Despite small-dollar donations making up only a minority of campaign finance today, candidates who have lots of individual donors can advertise this fact to show their popular appeal. It is also common for candidates to accuse their opponents of relying on wealthy donors, super PACs, and “outside groups” for assistance, implying either corrupt tendencies or a lack of local popularity. And although plenty of individual voters donate to candidates and parties, only a tiny percentage hit the cap on hard money donations. For example, less than 0.6% of adult women and 0.9% of adult men donate $200 or more to rise above the level of “small-dollar donation” in any election cycle.

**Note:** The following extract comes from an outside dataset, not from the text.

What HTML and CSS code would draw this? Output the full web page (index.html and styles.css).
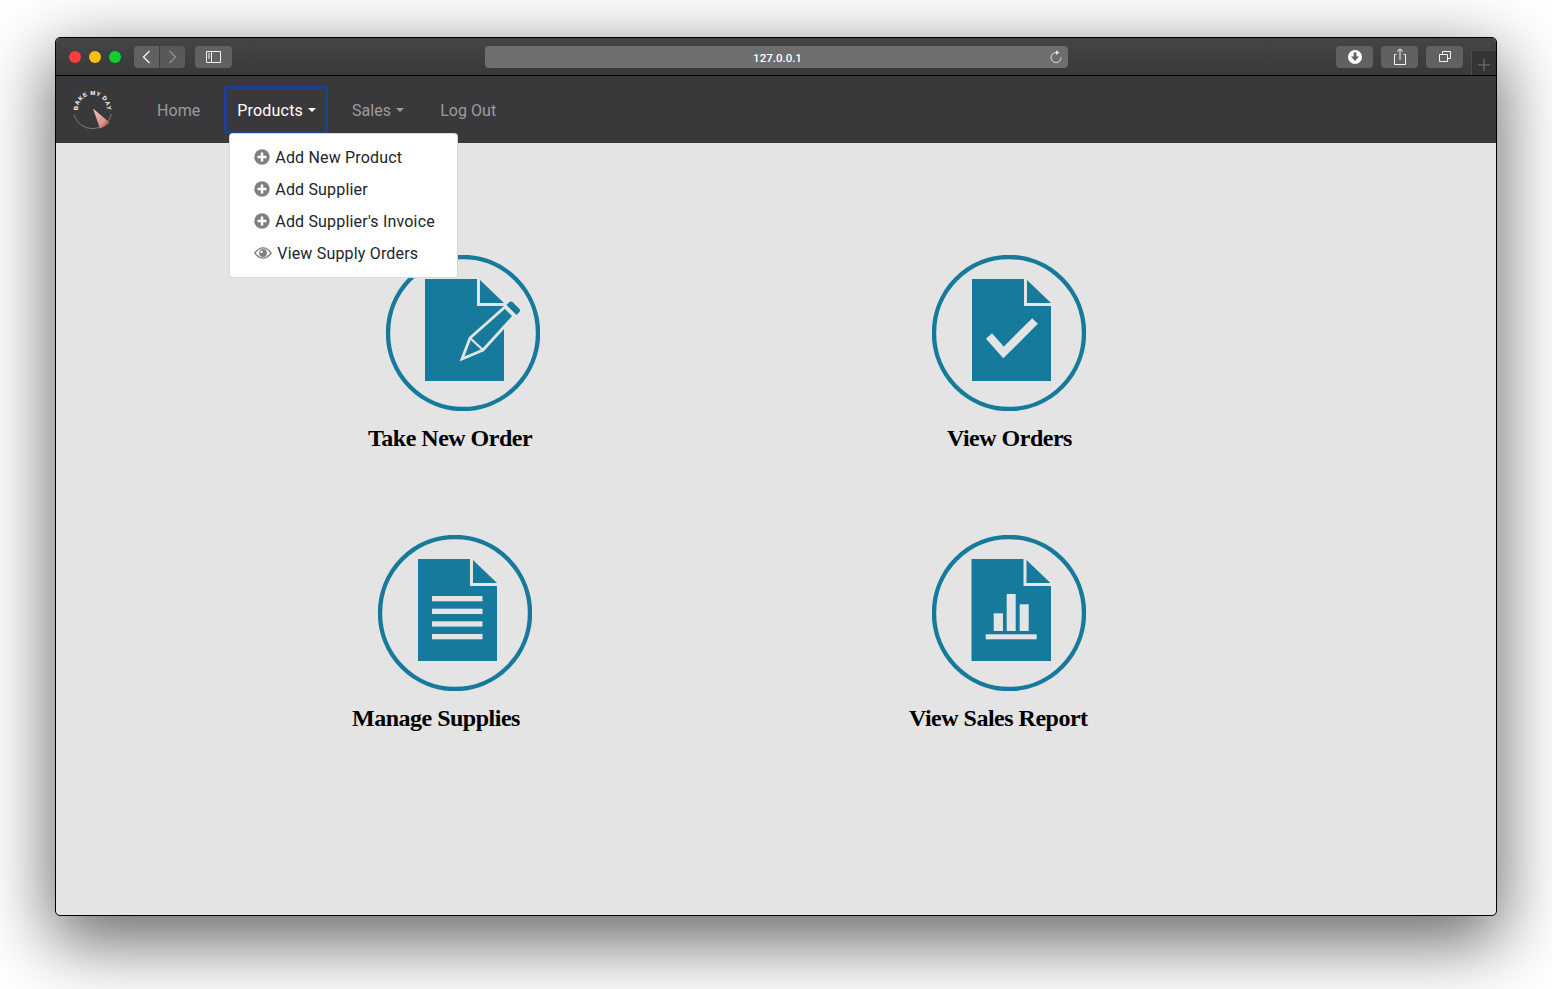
FILE: index.html
```html
<!DOCTYPE html>
<html lang="en">
<head>
  <meta charset="UTF-8">
  <meta name="viewport" content="width=device-width, initial-scale=1.0">
  <title>Bake My Day</title>
  <link rel="stylesheet" href="styles.css">
</head>
<body>
  <div class="window">
    <!-- Browser chrome -->
    <div class="toolbar">
      <span class="dot dot-red"></span>
      <span class="dot dot-yellow"></span>
      <span class="dot dot-green"></span>
      <div class="tool tool-back">
        <svg width="25" height="22" viewBox="0 0 25 22"><path d="M15.5 5 L9.5 11 L15.5 17" fill="none" stroke="#f2f2f2" stroke-width="1.4"/></svg>
      </div>
      <div class="tool tool-forward">
        <svg width="25" height="22" viewBox="0 0 25 22"><path d="M9.5 5 L15.5 11 L9.5 17" fill="none" stroke="#8d8f90" stroke-width="1.4"/></svg>
      </div>
      <div class="tool tool-sidebar">
        <svg width="37" height="22" viewBox="0 0 37 22"><path d="M11.5 5.5 H25.5 V16.5 H11.5 Z M16.5 5.5 V16.5" fill="none" stroke="#f2f2f2"/><path d="M13 8 H15 M13 10 H15 M13 12 H15" stroke="#f2f2f2"/></svg>
      </div>
      <div class="url-bar">
        <span class="url-text">127.0.0.1</span>
        <svg class="url-reload" width="14" height="14" viewBox="0 0 14 14"><path d="M7.5 2.6 A5 5 0 1 0 12 7.5" fill="none" stroke="#e6e6e6" stroke-width="1"/><path d="M7 0.2 L10.4 2.6 L7 5 Z" fill="#e6e6e6"/></svg>
      </div>
      <div class="tool tool-wide tool-download">
        <svg width="37" height="22" viewBox="0 0 37 22"><circle cx="19" cy="11" r="7" fill="#fff"/><path d="M17.6 6.5 H20.4 V10.5 H23 L19 15 L15 10.5 H17.6 Z" fill="#5f6162"/></svg>
      </div>
      <div class="tool tool-wide">
        <svg width="37" height="22" viewBox="0 0 37 22"><path d="M15.5 8.5 H13.5 V18.5 H24.5 V8.5 H22.5" fill="none" stroke="#f2f2f2"/><path d="M19 14 V3 M16 5.6 L19 2.8 L22 5.6" fill="none" stroke="#f2f2f2"/></svg>
      </div>
      <div class="tool tool-wide">
        <svg width="37" height="22" viewBox="0 0 37 22"><path d="M13.5 8.5 H21.5 V15.5 H13.5 Z" fill="none" stroke="#f2f2f2"/><path d="M16.5 8 V5.5 H24.5 V12.5 H22" fill="none" stroke="#f2f2f2"/></svg>
      </div>
      <div class="new-tab">
        <svg width="12" height="12" viewBox="0 0 12 12"><path d="M6 0 V12 M0 6 H12" stroke="#77797a"/></svg>
      </div>
    </div>

    <!-- Site navbar -->
    <nav class="navbar">
      <svg class="logo" width="42" height="42" viewBox="0 0 42 42">
        <defs>
          <path id="logo-arc" d="M8.94 27.75 A14.5 14.5 0 1 1 34.06 27.75"/>
          <linearGradient id="logo-cone" x1="0" y1="0" x2="1" y2="1">
            <stop offset="0" stop-color="#e9d3cb"/>
            <stop offset="0.65" stop-color="#e08f84"/>
            <stop offset="1" stop-color="#8f2f2c"/>
          </linearGradient>
        </defs>
        <path d="M3 26 A19.5 19.5 0 0 0 40.5 25" fill="none" stroke="#8e8e8e" stroke-width="0.8"/>
        <text class="logo-text" text-anchor="middle"><textPath href="#logo-arc" startOffset="50%">BAKE MY DAY</textPath></text>
        <path d="M22 19.5 L38.5 33.5 Q34 38 29 39.5 Z" fill="url(#logo-cone)"/>
      </svg>
      <ul class="nav-list">
        <li class="nav-item"><a class="nav-link">Home</a></li>
        <li class="nav-item nav-item-open">
          <a class="nav-link nav-link-active">Products<span class="caret"></span></a>
          <div class="dropdown">
            <a class="dropdown-item">
              <svg class="plus-icon" width="16" height="16" viewBox="0 0 16 16"><circle cx="8" cy="8" r="7.7" fill="#808080"/><path d="M8 3.6 V12.4 M3.6 8 H12.4" stroke="#fff" stroke-width="2.4"/></svg>
              Add New Product
            </a>
            <a class="dropdown-item">
              <svg class="plus-icon" width="16" height="16" viewBox="0 0 16 16"><circle cx="8" cy="8" r="7.7" fill="#808080"/><path d="M8 3.6 V12.4 M3.6 8 H12.4" stroke="#fff" stroke-width="2.4"/></svg>
              Add Supplier
            </a>
            <a class="dropdown-item">
              <svg class="plus-icon" width="16" height="16" viewBox="0 0 16 16"><circle cx="8" cy="8" r="7.7" fill="#808080"/><path d="M8 3.6 V12.4 M3.6 8 H12.4" stroke="#fff" stroke-width="2.4"/></svg>
              Add Supplier's Invoice
            </a>
            <a class="dropdown-item">
              <svg class="eye-icon" width="18" height="12" viewBox="0 0 18 12"><path d="M0 6 Q4 0.2 9 0.2 Q14 0.2 18 6 Q14 11.8 9 11.8 Q4 11.8 0 6 Z" fill="#808080"/><path d="M1.8 6 Q5 1.6 9 1.6 Q13 1.6 16.2 6 Q13 10.4 9 10.4 Q5 10.4 1.8 6 Z" fill="#fff"/><circle cx="9" cy="6" r="3.9" fill="#808080"/><circle cx="7.6" cy="4.8" r="1.3" fill="#fff"/></svg>
              View Supply Orders
            </a>
          </div>
        </li>
        <li class="nav-item"><a class="nav-link">Sales<span class="caret"></span></a></li>
        <li class="nav-item"><a class="nav-link">Log Out</a></li>
      </ul>
    </nav>

    <!-- Dashboard tiles -->
    <main class="tiles">
      <a class="tile tile-take">
        <svg class="tile-icon" width="154" height="156" viewBox="0 0 154 156">
          <ellipse class="ring" cx="77" cy="78" rx="75" ry="76"/>
          <path class="doc" d="M39 24 H91 V51 H118 V126 H39 Z"/>
          <path class="doc" d="M94 25 L118 48 H94 Z"/>
          <path class="pencil" d="M76 104 L84 83 L119 52 L128 61 L97 95 Z"/>
          <path class="pencil-line" d="M84 83 L97 95"/>
          <path class="doc" d="M123 47.5 Q125 45.5 127 47.5 L133 53.5 Q135 55.5 133 57.5 L130.5 60 L120.5 50 Z"/>
        </svg>
        <span class="tile-label">Take New Order</span>
      </a>
      <a class="tile tile-orders">
        <svg class="tile-icon" width="154" height="156" viewBox="0 0 154 156">
          <ellipse class="ring" cx="77" cy="78" rx="75" ry="76"/>
          <path class="doc" d="M40 24 H92 V51 H119 V126 H40 Z"/>
          <path class="doc" d="M95 25 L119 48 H95 Z"/>
          <path class="check" d="M57 81 L71.5 97.5 L103 66"/>
        </svg>
        <span class="tile-label">View Orders</span>
      </a>
      <a class="tile tile-supplies">
        <svg class="tile-icon" width="154" height="156" viewBox="0 0 154 156">
          <ellipse class="ring" cx="77" cy="78" rx="75" ry="76"/>
          <path class="doc" d="M40 24 H92 V51 H119 V126 H40 Z"/>
          <path class="doc" d="M95 25 L119 48 H95 Z"/>
          <rect class="mark" x="54" y="61" width="50.5" height="5.3"/>
          <rect class="mark" x="54" y="73.7" width="50.5" height="5.3"/>
          <rect class="mark" x="54" y="86.3" width="50.5" height="5.3"/>
          <rect class="mark" x="54" y="99" width="50.5" height="5.3"/>
        </svg>
        <span class="tile-label">Manage Supplies</span>
      </a>
      <a class="tile tile-report">
        <svg class="tile-icon" width="154" height="156" viewBox="0 0 154 156">
          <ellipse class="ring" cx="77" cy="78" rx="75" ry="76"/>
          <path class="doc" d="M39.5 24 H91.5 V51 H119 V126 H39.5 Z"/>
          <path class="doc" d="M94.5 25 L118.5 48 H94.5 Z"/>
          <rect class="mark" x="61.7" y="78.3" width="9.3" height="17.7"/>
          <rect class="mark" x="74.7" y="59" width="9" height="37"/>
          <rect class="mark" x="87.7" y="69.3" width="9" height="26.7"/>
          <rect class="mark" x="53.7" y="99.3" width="51" height="5"/>
        </svg>
        <span class="tile-label">View Sales Report</span>
      </a>
    </main>
  </div>
</body>
</html>
```

FILE: styles.css
```css
* {
  margin: 0;
  padding: 0;
  box-sizing: border-box;
}

body {
  background: #fff;
  height: 989px;
  padding: 37px 55px 73px;
  font-family: Roboto, "Liberation Sans", sans-serif;
  overflow: hidden;
}

.window {
  height: 879px;
  display: flex;
  flex-direction: column;
  border: 1px solid #000;
  border-radius: 5px;
  box-shadow: 0 22px 70px 4px rgba(0, 0, 0, 0.6);
  background: #e4e4e4;
}

/* Browser chrome */
.toolbar {
  height: 38px;
  flex: none;
  display: flex;
  align-items: flex-start;
  padding: 8px 0 0 13px;
  background: linear-gradient(#434546, #37393a);
  border-bottom: 1px solid #000;
  border-radius: 4px 4px 0 0;
}

.dot {
  width: 12px;
  height: 12px;
  border-radius: 50%;
  margin: 5px 8px 0 0;
}

.dot-red { background: #fc3d39; }
.dot-yellow { background: #fdbe0b; }
.dot-green { background: #0fd02f; margin-right: 13px; }

.tool {
  width: 25px;
  height: 22px;
  flex: none;
  background: #5f6162;
  border-radius: 4px;
}

.tool svg {
  display: block;
}

.tool-back { border-radius: 4px 0 0 4px; }
.tool-forward { border-radius: 0 4px 4px 0; margin-left: 1px; background: #58595b; }
.tool-sidebar { width: 37px; margin-left: 10px; }

.url-bar {
  width: 583px;
  height: 22px;
  margin-left: 253px;
  flex: none;
  display: flex;
  align-items: center;
  justify-content: center;
  position: relative;
  background: #6c6e6f;
  border-radius: 4px;
}

.url-text {
  font-size: 11.5px;
  font-weight: 500;
  color: #fff;
  margin: 1px 0 0 2px;
}

.url-reload {
  position: absolute;
  right: 5px;
  top: 4px;
}

.tool-wide { width: 37px; margin-right: 8px; }
.tool-download { margin-left: 268px; }

.new-tab {
  width: 25px;
  height: 25px;
  flex: none;
  align-self: flex-end;
  display: flex;
  align-items: center;
  justify-content: center;
  padding-top: 3px;
  background: #333435;
  border: 1px solid #4b4d4e;
  border-width: 1px 0 0 1px;
}

/* Site navbar */
.navbar {
  height: 67px;
  flex: none;
  display: flex;
  align-items: center;
  padding-left: 15px;
  background: #39393b;
}

.logo {
  display: block;
  flex: none;
}

.logo-text {
  font-family: "Liberation Sans", sans-serif;
  font-size: 6px;
  font-weight: 700;
  letter-spacing: 0.5px;
  fill: #fff;
}

.nav-list {
  display: flex;
  gap: 12px;
  list-style: none;
  margin-left: 32px;
  margin-top: 1px;
}

.nav-item {
  position: relative;
}

.nav-link {
  display: block;
  padding: 0 12px;
  height: 48px;
  line-height: 50px;
  font-size: 16px;
  letter-spacing: 0.05px;
  color: #9c9c9d;
  white-space: nowrap;
}

.nav-link-active {
  color: #fff;
  border: 3px solid #1d3f94;
  border-radius: 4px;
  padding: 0 9px 0 10px;
  line-height: 44px;
  letter-spacing: 0.2px;
}

.caret {
  display: inline-block;
  margin-left: 5px;
  vertical-align: 4px;
  border-top: 4px solid currentColor;
  border-left: 4px solid transparent;
  border-right: 4px solid transparent;
}

.dropdown {
  position: absolute;
  top: 47px;
  left: 5px;
  width: 229px;
  padding: 7px 0 8px;
  background: #fff;
  border: 1px solid rgba(0, 0, 0, 0.15);
  border-radius: 4px;
  z-index: 10;
}

.dropdown-item {
  display: flex;
  align-items: center;
  height: 32px;
  padding-left: 24px;
  font-size: 16px;
  letter-spacing: 0.18px;
  color: #212529;
  white-space: nowrap;
}

.plus-icon {
  flex: none;
  margin-right: 5px;
}

.eye-icon {
  flex: none;
  margin-right: 5px;
}

/* Dashboard tiles */
.tiles {
  flex: 1;
  display: grid;
  grid-template-columns: 720px 720px;
  grid-auto-rows: 280px;
  padding-top: 112px;
}

.tile {
  display: flex;
  flex-direction: column;
  align-items: flex-start;
}

.tile-icon {
  display: block;
  flex: none;
}

.tile-label {
  margin-top: 12px;
  font-family: "Liberation Serif", serif;
  font-size: 24px;
  font-weight: 700;
  letter-spacing: -0.5px;
  line-height: 30px;
  color: #000;
  white-space: nowrap;
}

.tile-take .tile-icon { margin-left: 330px; }
.tile-take .tile-label { margin-left: 312px; }
.tile-orders .tile-icon { margin-left: 156px; }
.tile-orders .tile-label { margin-left: 171px; }
.tile-supplies .tile-icon { margin-left: 322px; }
.tile-supplies .tile-label { margin-left: 296px; }
.tile-report .tile-icon { margin-left: 156px; }
.tile-report .tile-label { margin-left: 133px; }

.ring {
  fill: none;
  stroke: #167a9c;
  stroke-width: 4.4;
}

.doc {
  fill: #167a9c;
}

.mark {
  fill: #e4e4e4;
}

.check {
  fill: none;
  stroke: #e4e4e4;
  stroke-width: 8;
}

.pencil {
  fill: #167a9c;
  stroke: #e4e4e4;
  stroke-width: 2.8;
}

.pencil-line {
  fill: none;
  stroke: #e4e4e4;
  stroke-width: 2.2;
}
```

Continued Campaign Finance Controversies
Campaigning costs money, so there is likely no way to make the playing field perfectly fair. Many individuals enter politics with plenty of amassed wealth, allowing them to self-fund campaigns. Critics of wealthy self-funders, who can spend unlimited amounts of their own money to campaign, argue that this makes it harder for common citizens to run for office. Others, however, argue that self-funders are less likely to be corrupt because they do not have to rely on donations from potentially unscrupulous donors. Overall, those who run for political office and win are statistically far wealthier than the general population.
Another continued controversy is the reliance on super PACs across the political spectrum despite individual candidates decrying their use. Basically, all candidates like to praise small-dollar donations, but these can be unreliable during periods of economic instability. Instead, both conservative and liberal candidates tend to benefit from super PACs that operate independently of them, allowing them to criticize super PACs in general while still receiving support from specific ones. Critics label this as blatant hypocrisy: candidates criticize dark money and super PACs as hurting the political process but rarely directly address the ones that advertise in their favor!